Two weeks ago, I was on a long walk in the forest (my favorite place to think) and a random thought hit me — when did our current revenue plateau begin vs. when did we launch our free tier? I literally had to hold my phone high above my head to catch enough 3g juice to pull down our MRR chart from ChartMogul, but I had to know instantly. It turned out that there was basically a one-to-one correlation between where our plateau began and when we launched our free tier on Product Hunt (😱 on the chart above). We actually released the free tier all the way back in April, but over the summer we ran a big annual 50% off deal which caused the spike before the plateau.

As mentioned in a recent post, I recently went solo on Reform and the free plan was resulting in a lot of support and abuse that I now had to deal with all by myself. Especially the abuse was terrible and so incredibly demotivating. There’s nothing worse than waking up in the morning and seeing a fake login page form that someone has already started to use for phishing. So I was already looking for a good excuse to kill the free plan (as if the abuse wasn’t enough lol). Seeing that MRR chart annotated with the free plan launch dates provided that excuse.

So I killed it. I didn’t tell anyone, I just wanted to see what happened without polluting the samples too much. Originally, we offered a 7-day free trial before charging someone’s credit card. This time I decided not to offer the trial, and I also increased the price of our Pro tier from $25 to $35. It only took a couple of hours before the first Stripe “new customer” Slack notification came through. Muhahaha, I said to myself.
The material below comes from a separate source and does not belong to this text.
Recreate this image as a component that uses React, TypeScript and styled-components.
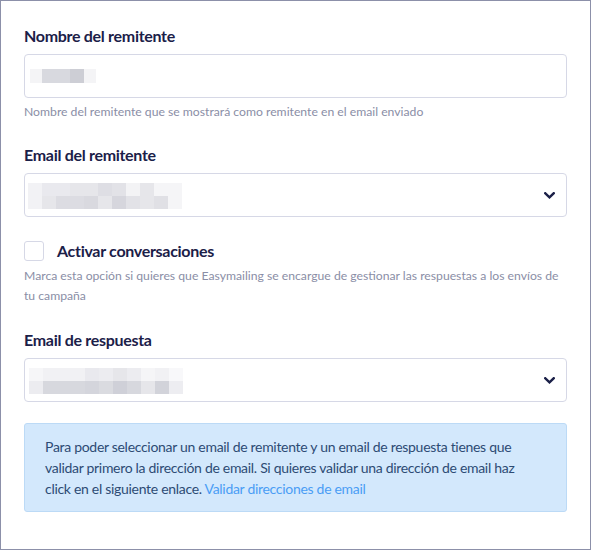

To make a long story short, in the first three weeks of April, we got five new customers. In the past ten days since getting rid of freemium, we got fourteen. That’s three times as many customers in half the time. In fact, right now, April is our biggest month of revenue growth ever. Uhm, yeah, so we’re putting the brakes on the freemium experiment for now.

What went wrong?

So honestly I don’t really know, but one thing is that I hoped our implementation of freemium would pay for itself via referrals (powered by Reform kinda thing) — instead, it just cannibalized our potential paid customers. Was this a bad assumption? Maybe, but the way we implemented it was basically the way Typeform did it ten years ago, and it worked like crazy for them. All free forms had a prominent “Create your own Reform” button and the confirmation page was an ad for Reform. But it drove barely any signups — like close to zero.

One theory for why this was working for Typeform ten years ago but didn’t work for us: Most people that fill out a Reform aren’t looking for a tool like Reform. There’s an indie competitor to Reform that has a lot of traction in the Notion and no-code communities. My theory is that if you fill out a form by a “no-code influencer” you’re literally being influenced by them and probably want to use the same form builder they are using. Same thing in 2014 when all the cool kids (👋 Pieter Levels) were using Typeform.

The reason, I think, that we are getting customers faster now compared to before having the free plan, is because of all the hard work we’ve put into acquisition since then with SEO, etc. Maybe all that stuff actually did work, but freemium was just throttling the effectiveness of it.

Instead of turning this into a “pros and cons of freemium” post, I think I’ll just end it here. I thought it was important to share a story of freemium not working and share my theory for why. Hopefully it helps you think through freemium for your own business — maybe it just confirms whatever bias you already have (but at least it was entertaining?).

Who knows! Freemium. There you have it!